In 1947, a flying saucer crashed in Roswell,
a town in New Mexico, and everything was recovered by the military.
The UFO was then taken to their secret base, Area 51, where an alien dissection was apparently performed!
This model was created by a TV station based on images that were said to have been taken at the time of the incident.
It has 6 fingers and its brain is more developed than that of a human being.
Jun’ichi Yaoi, a world-class UFO researcher, is an honorary director of the museum, which is also full of information on UFOs.
This includes analysis of UFO phenomena witnessed from both earth and outer space, witness testimonies from around the world, and images.
There’s also the monthly magazine, Mu, which is popular among lovers of the occult.
The first floor of the museum is home to the Cosmo Theatre, a 3D planetarium with a dome-shaped screen where you can enjoy being in space.
There is a program of daily showings that cover different themes, including the universe, star constellations, and science.
Entry is 500 yen extra
Find plenty of interesting items in the souvenir corner
The souvenir corner sells a wide range of items, from authentic, space-related items, to fun, UFO-related ones.
When I visited, Thunder-kun was working in the staff room round the back of the souvenir corner.

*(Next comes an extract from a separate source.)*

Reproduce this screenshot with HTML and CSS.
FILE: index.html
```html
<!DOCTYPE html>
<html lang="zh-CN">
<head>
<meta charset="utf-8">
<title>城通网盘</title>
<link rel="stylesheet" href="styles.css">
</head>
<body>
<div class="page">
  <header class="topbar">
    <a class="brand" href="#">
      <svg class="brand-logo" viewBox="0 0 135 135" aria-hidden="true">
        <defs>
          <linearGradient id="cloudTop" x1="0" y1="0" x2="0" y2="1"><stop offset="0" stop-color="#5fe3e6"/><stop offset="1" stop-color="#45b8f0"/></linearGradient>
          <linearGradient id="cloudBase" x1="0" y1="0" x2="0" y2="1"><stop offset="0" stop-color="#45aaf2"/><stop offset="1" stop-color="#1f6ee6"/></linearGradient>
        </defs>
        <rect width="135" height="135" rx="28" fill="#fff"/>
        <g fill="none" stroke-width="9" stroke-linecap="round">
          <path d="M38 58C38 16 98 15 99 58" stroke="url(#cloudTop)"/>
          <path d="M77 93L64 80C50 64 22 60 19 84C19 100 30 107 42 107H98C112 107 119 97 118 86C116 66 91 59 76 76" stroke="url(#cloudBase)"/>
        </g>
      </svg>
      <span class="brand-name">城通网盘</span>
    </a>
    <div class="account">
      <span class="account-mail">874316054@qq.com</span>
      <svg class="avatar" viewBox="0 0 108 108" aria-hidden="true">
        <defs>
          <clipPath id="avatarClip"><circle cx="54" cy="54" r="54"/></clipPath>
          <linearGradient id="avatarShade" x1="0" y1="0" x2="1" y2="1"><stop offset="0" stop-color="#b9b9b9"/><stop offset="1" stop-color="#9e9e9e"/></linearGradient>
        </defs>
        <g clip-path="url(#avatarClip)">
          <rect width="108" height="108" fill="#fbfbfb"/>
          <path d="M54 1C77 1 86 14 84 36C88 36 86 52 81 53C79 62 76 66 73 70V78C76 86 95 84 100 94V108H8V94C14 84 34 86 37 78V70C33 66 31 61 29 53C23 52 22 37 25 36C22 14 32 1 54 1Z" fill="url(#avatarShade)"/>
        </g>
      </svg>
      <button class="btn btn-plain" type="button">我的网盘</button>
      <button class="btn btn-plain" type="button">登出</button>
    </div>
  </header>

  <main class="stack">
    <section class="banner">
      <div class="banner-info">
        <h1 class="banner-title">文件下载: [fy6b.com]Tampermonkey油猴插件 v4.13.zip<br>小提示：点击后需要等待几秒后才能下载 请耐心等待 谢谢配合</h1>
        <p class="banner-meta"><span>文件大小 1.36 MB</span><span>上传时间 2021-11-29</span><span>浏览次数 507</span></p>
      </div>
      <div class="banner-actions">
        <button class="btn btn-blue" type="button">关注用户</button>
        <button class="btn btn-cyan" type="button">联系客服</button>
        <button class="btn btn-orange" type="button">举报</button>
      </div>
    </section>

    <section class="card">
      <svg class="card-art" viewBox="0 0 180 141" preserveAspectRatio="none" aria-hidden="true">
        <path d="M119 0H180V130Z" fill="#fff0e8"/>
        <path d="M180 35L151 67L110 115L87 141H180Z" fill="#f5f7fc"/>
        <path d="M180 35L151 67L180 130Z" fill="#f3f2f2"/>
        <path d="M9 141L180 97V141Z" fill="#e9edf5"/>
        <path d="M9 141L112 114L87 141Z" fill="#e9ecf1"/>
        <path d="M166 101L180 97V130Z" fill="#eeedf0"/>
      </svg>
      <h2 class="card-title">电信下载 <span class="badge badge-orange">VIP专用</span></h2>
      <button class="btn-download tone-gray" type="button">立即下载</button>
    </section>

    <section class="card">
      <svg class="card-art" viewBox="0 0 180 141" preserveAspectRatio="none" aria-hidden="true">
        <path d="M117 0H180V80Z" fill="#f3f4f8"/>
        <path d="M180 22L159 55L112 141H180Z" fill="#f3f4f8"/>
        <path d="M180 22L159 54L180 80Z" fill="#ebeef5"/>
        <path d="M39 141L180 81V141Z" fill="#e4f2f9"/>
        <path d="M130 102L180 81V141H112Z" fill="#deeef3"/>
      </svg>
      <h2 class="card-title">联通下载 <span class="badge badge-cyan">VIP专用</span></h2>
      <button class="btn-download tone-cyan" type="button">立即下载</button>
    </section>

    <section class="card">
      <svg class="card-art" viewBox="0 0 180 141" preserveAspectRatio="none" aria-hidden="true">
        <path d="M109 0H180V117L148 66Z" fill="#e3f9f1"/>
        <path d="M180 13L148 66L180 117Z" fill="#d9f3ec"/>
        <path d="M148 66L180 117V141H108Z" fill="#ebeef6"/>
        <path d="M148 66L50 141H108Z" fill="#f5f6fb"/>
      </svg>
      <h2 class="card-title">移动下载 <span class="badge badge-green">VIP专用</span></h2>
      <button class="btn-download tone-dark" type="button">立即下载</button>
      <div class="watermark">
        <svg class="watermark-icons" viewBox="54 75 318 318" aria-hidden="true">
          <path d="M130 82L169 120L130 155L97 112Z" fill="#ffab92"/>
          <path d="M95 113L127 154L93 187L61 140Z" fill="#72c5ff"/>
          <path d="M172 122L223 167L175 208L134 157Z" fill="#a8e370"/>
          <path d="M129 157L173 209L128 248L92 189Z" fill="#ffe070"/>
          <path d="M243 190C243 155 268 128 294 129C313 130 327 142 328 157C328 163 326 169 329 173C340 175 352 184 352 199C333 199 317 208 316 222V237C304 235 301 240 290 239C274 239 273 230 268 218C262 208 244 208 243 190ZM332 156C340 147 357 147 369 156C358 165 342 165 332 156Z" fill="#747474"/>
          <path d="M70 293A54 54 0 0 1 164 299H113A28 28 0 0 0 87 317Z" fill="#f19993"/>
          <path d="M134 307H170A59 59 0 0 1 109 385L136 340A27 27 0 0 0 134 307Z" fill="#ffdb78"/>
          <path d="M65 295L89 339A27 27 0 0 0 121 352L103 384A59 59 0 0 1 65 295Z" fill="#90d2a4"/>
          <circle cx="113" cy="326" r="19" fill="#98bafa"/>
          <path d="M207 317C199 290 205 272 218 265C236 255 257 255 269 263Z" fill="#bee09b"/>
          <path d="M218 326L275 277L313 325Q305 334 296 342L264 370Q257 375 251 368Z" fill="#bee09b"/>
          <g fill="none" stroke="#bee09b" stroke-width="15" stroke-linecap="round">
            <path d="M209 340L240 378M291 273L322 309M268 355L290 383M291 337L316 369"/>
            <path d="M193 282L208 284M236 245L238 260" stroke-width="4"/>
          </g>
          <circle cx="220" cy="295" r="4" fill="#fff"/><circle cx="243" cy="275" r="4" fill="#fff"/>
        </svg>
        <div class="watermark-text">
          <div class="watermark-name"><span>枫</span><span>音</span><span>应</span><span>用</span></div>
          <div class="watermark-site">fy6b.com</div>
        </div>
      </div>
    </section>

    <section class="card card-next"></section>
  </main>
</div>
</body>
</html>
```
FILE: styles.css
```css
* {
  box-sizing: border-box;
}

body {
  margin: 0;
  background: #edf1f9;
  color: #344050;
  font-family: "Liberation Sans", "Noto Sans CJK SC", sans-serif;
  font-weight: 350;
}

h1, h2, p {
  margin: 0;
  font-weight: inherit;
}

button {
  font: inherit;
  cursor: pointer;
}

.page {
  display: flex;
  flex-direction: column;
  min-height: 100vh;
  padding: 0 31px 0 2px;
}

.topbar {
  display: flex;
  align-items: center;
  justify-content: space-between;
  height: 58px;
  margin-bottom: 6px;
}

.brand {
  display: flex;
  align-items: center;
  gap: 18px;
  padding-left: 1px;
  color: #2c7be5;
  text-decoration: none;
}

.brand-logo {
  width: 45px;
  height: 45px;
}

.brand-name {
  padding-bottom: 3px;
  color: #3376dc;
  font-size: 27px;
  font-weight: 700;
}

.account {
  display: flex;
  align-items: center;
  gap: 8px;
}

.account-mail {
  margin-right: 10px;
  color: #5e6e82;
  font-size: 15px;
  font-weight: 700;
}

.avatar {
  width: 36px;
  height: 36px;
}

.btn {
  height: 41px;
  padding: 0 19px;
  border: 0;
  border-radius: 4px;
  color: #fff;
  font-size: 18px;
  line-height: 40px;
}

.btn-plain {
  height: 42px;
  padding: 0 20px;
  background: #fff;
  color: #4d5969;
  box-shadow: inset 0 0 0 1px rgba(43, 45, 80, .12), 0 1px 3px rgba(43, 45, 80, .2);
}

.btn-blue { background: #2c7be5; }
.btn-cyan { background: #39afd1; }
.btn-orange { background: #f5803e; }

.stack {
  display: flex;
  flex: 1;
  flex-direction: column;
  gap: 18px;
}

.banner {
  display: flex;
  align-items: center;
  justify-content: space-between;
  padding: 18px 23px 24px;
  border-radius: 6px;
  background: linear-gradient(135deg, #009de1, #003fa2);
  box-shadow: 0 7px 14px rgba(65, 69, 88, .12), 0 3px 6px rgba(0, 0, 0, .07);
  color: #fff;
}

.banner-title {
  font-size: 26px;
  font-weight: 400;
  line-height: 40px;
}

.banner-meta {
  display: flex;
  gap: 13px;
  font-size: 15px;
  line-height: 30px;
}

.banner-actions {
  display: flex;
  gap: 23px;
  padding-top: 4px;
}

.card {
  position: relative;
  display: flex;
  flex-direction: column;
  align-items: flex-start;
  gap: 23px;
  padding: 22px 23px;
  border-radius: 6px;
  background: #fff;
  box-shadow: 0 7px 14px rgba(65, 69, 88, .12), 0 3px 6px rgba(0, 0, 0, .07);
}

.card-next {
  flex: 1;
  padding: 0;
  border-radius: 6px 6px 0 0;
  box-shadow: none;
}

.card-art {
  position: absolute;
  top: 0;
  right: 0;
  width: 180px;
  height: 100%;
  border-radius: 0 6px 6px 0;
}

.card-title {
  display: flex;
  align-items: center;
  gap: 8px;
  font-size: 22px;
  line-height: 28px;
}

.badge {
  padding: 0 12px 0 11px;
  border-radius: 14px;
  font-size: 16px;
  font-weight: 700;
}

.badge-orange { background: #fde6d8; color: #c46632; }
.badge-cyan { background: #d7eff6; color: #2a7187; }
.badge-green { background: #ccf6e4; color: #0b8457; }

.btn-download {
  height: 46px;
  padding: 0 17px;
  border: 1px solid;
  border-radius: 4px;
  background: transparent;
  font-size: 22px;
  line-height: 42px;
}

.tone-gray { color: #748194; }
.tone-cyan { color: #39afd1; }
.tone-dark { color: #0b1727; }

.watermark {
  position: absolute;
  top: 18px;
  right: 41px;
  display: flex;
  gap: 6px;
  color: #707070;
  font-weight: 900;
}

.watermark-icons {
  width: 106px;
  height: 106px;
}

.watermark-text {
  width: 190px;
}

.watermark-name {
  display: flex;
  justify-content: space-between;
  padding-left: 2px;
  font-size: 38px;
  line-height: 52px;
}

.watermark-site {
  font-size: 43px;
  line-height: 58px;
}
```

His personal recommendation is space food (from 540 yen to 650 yen).
This is a type of dried food that has been produced using the same freeze-dry process used to create the food eaten by astronauts.
There are a wide variety of different products, including a curry they actually use over at the International Space Station,
and a reproduction of the ice cream that was used during the Apollo program era.
But when I went, there was a mask available for 700 yen which caught my eye.
It was in a galaxy print, with stars and planets twinkling away.
The UFO Museum, home to spacecrafts from both NASA and the former Soviet Union,
is a unique museum full of the romance of space and UFO wonders.
If you want to experience something different while in Japan, then you should definitely visit.
Thunder-kun is waiting for you, too!